By contrast, the SS-18 Satan, the unparalleled weapon of mass destruction that preoccupied the strategists of the West for so long, finds itself in unprecedented demand among the very people it was designed to terrorize and even annihilate -- the high-tech business tycoons of the West.
That was why Tuesday's launch was an occasion, not of terror or fear, but of pride and hope
From AMSAT-NA:
First contact with Echo was at 1452 UTC on 29 June 2004. After collecting a bit of TLM the 435.150 MHz transmitter was turned off at 1500 UTC. The preliminary keps were observed to be pretty close. The first look at ECHO's telemetry shows things are looking good. The battery was fully charged and the panels were delivering about 950 ma, which is fine. The panels were supporting the transmitter power adequately at about 2.3W output. The bird appears to be tumbling as expected. Internal temperatures are around 10C which is also as expected.
On the second pass the loading of software began and good progress was made. Telemetry continues to look very good. While fades clearly indicated we continue to tumble (as expected), at 2.2 Watts output we were able to make good bits without difficulty. Rather than turn the TX off at the end of that pass, based on a very good looking power system, the power was turned down to about 0.3 Watts.
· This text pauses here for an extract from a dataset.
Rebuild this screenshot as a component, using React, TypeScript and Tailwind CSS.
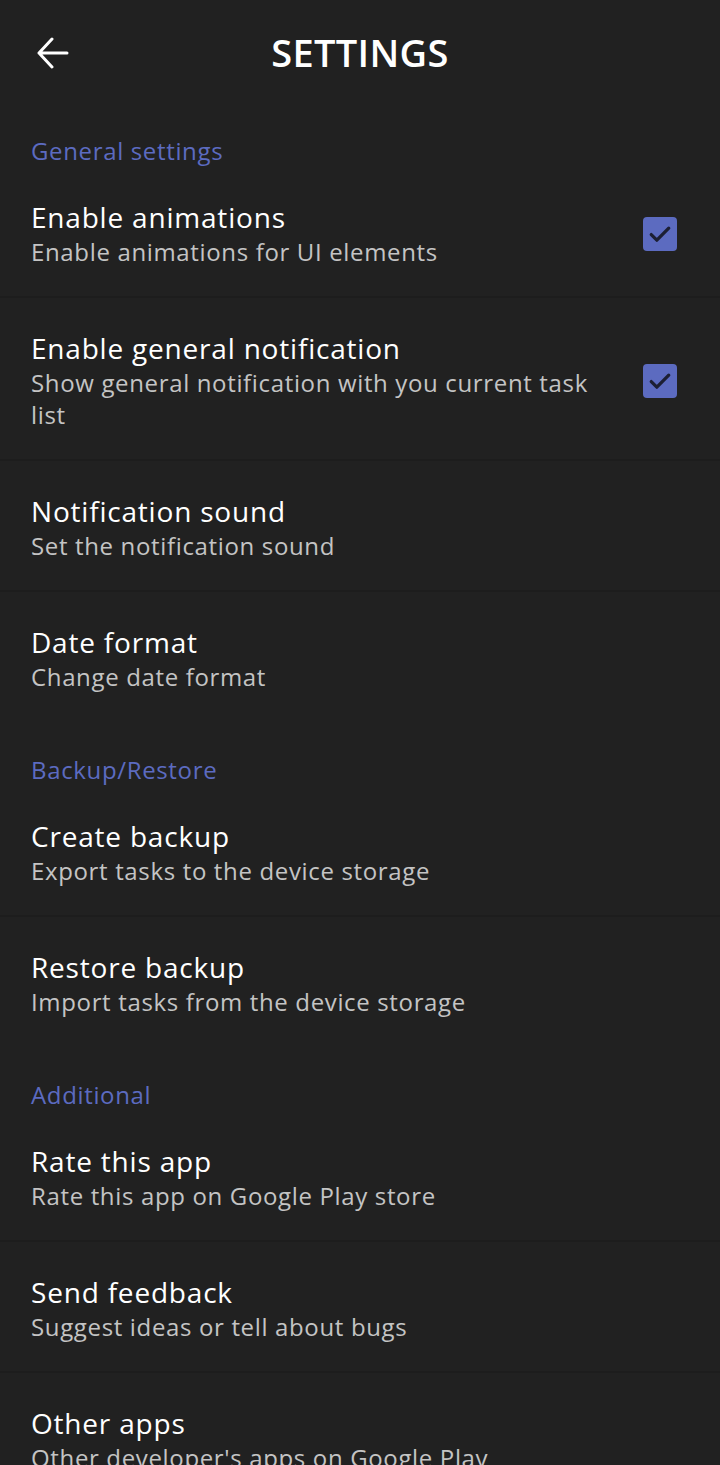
type Item = {
  title: string;
  subtitle: string;
  checked?: boolean;
};

type Section = {
  header: string;
  items: Item[];
};

const sections: Section[] = [
  {
    header: "General settings",
    items: [
      { title: "Enable animations", subtitle: "Enable animations for UI elements", checked: true },
      {
        title: "Enable general notification",
        subtitle: "Show general notification with you current task list",
        checked: true,
      },
      { title: "Notification sound", subtitle: "Set the notification sound" },
      { title: "Date format", subtitle: "Change date format" },
    ],
  },
  {
    header: "Backup/Restore",
    items: [
      { title: "Create backup", subtitle: "Export tasks to the device storage" },
      { title: "Restore backup", subtitle: "Import tasks from the device storage" },
    ],
  },
  {
    header: "Additional",
    items: [
      { title: "Rate this app", subtitle: "Rate this app on Google Play store" },
      { title: "Send feedback", subtitle: "Suggest ideas or tell about bugs" },
      { title: "Other apps", subtitle: "Other developer's apps on Google Play" },
    ],
  },
];

const Checkbox = () => (
  <div className="w-[34px] h-[34px] rounded-[4px] bg-[#5c6bc0] flex items-center justify-center shrink-0">
    <svg width="28" height="28" viewBox="0 0 24 24" fill="none">
      <path
        d="M4.5 12.5l4.8 4.8L19.5 7"
        stroke="#1c1f33"
        strokeWidth="2.8"
        strokeLinecap="round"
        strokeLinejoin="round"
      />
    </svg>
  </div>
);

const Row = ({ item, last }: { item: Item; last: boolean }) => (
  <div
    className={`flex items-center pl-[31px] pr-[43px] pt-[33px] pb-[28px] border-b-2 ${
      last ? "border-transparent" : "border-[#1d1d1d]"
    }`}
  >
    <div className="flex-1 min-w-0 pr-[32px]">
      <div className="text-[28px] leading-[34px] tracking-[0.8px] text-white">{item.title}</div>
      <div className="mt-[2px] text-[24px] leading-[32px] tracking-[0.65px] text-[#c4c4c4]">
        {item.subtitle}
      </div>
    </div>
    {item.checked && <Checkbox />}
  </div>
);

export default function App() {
  return (
    <div
      className="w-[720px] h-[1465px] overflow-hidden bg-[#212121]"
      style={{ fontFamily: "'Open Sans', 'Noto Sans', sans-serif" }}
    >
      {/* Toolbar */}
      <div className="relative h-[104px] flex items-center justify-center">
        <svg
          className="absolute left-[36px] top-[37px]"
          width="34"
          height="32"
          viewBox="0 0 34 32"
          fill="none"
        >
          <path
            d="M3 16h28M16 2L3 16l13 14"
            stroke="white"
            strokeWidth="3"
            strokeLinecap="round"
            strokeLinejoin="round"
          />
        </svg>
        <h1 className="text-[38px] font-semibold tracking-[0.3px] text-white">SETTINGS</h1>
      </div>

      {sections.map((section) => (
        <div key={section.header}>
          <div className="pl-[31px] pt-[31px] text-[24px] leading-[32px] tracking-[0.65px] text-[#5c6bc0]">
            {section.header}
          </div>
          {section.items.map((item, i) => (
            <Row key={item.title} item={item} last={i === section.items.length - 1} />
          ))}
        </div>
      ))}
    </div>
  );
}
The hour between passes was spent closely examining the captured telemetry and comparing it to pre-launch testing, as well as tweaking the keps a bit. At the start of the next pass the power will be turned back up and loading the housekeeping software, a task which will continue on the evening passes tonight, will resume. The TX has been left on at about 0.3W.
Could it be...SATAN?
Why is software loaded after achieving orbit? Would transient spikes corrupt existing data? There must be computer programs which run continuously from pre-launch through orbit.
I'm not sure. They have to have some software running on the machine, otherwise it wouldn't have sent the telemetry it did send. As far as the actual operational software goes, I have no idea why it isn't all pre-loaded before launch. I guess it might be possible to corrupt it somehow during the launch and orbit insertion, and they're waiting until the satellite equilibrates to its new environment before tasking the computer.
But that's just a guess. After the loss of AO-40, I'm looking forward to using this satellite on the microwave bands.
"...waiting until the satellite equilibrates to its new environment before tasking the computer."
Thanks for your thoughts.
The total dry weight of the Saturn V was a little more than 200 tons, which means that, not counting fuel, half the weight of the total structure was payload.
Oh. And this was more than 30 years ago.
(steely)
LMAO :0)
There will be hardcoded software on the chipset itself...like when you bootup your computer and something always come up.
Of course it could be named after the great hockey player Miroslav Satan.